Here, the motion judge soundly ruled that the facts do not support a mode-of-operation basis for liability. Accepting as true plaintiff's description of the incident, there is no evidence that her fall was produced by any self-service feature of defendant's business. She does not attribute the slippery surface to a beverage that another customer might have obtained from a self-service dispenser and then spilled onto the floor. Indeed, she acknowledges the cup she saw on the floor did not appear to have spilled any liquid. Instead, plaintiff attributes the condition to a greasy food wrapper that was on the floor near where she fell.

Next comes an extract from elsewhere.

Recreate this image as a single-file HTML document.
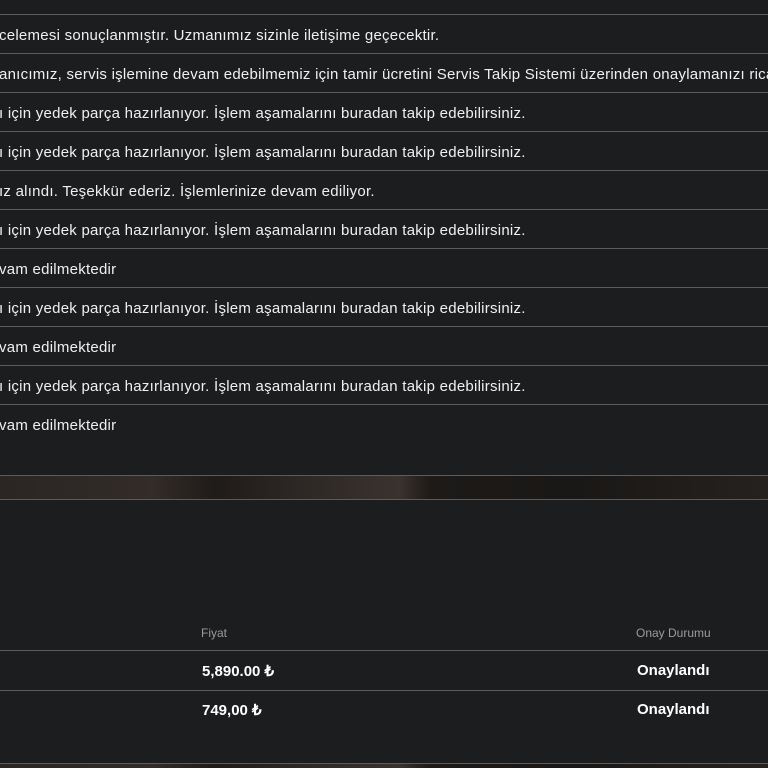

There is no evidence the wrapper was on the floor because of any self-service activities. The store personnel provide sandwiches in wrapped condition to customers at the counter as they make payment. There is no evidence customers are encouraged to unwrap their sandwiches and eat them while they are standing near the counter. As the motion judge rightly determined, this clear lack of a self-service component defeats a mode-of-operation claim. Prioleau, 223 N.J. at 251-52.
Turning to ordinary negligence principles, it is likewise obvious that plaintiff has no viable cause of action on this record. The critical element of actual or constructive notice of a dangerous condition is not suggested, let alone provable, from the evidence. By plaintiff's own account, the grease on the wrapper she spotted on the floor was "fresh." There is no evidence a store worker saw the discarded wrapper before plaintiff slipped. Nor is there evidence the "fresh" greasy item had been on the floor long enough to have reasonably placed defendant on constructive notice of a hazard. In addition, the testimony of the manager attesting to the store's regular maintenance practices in endeavoring to keep the floor clear of debris is uncontroverted.
In short, summary judgment was justifiably granted. Any further arguments plaintiff advances in her brief to set the court's ruling aside lack sufficient merit to warrant discussion. R. 2:11-3(e)(1)(E).
Affirmed.
I hereby certify that the foregoing is a true copy of the original on file in my office.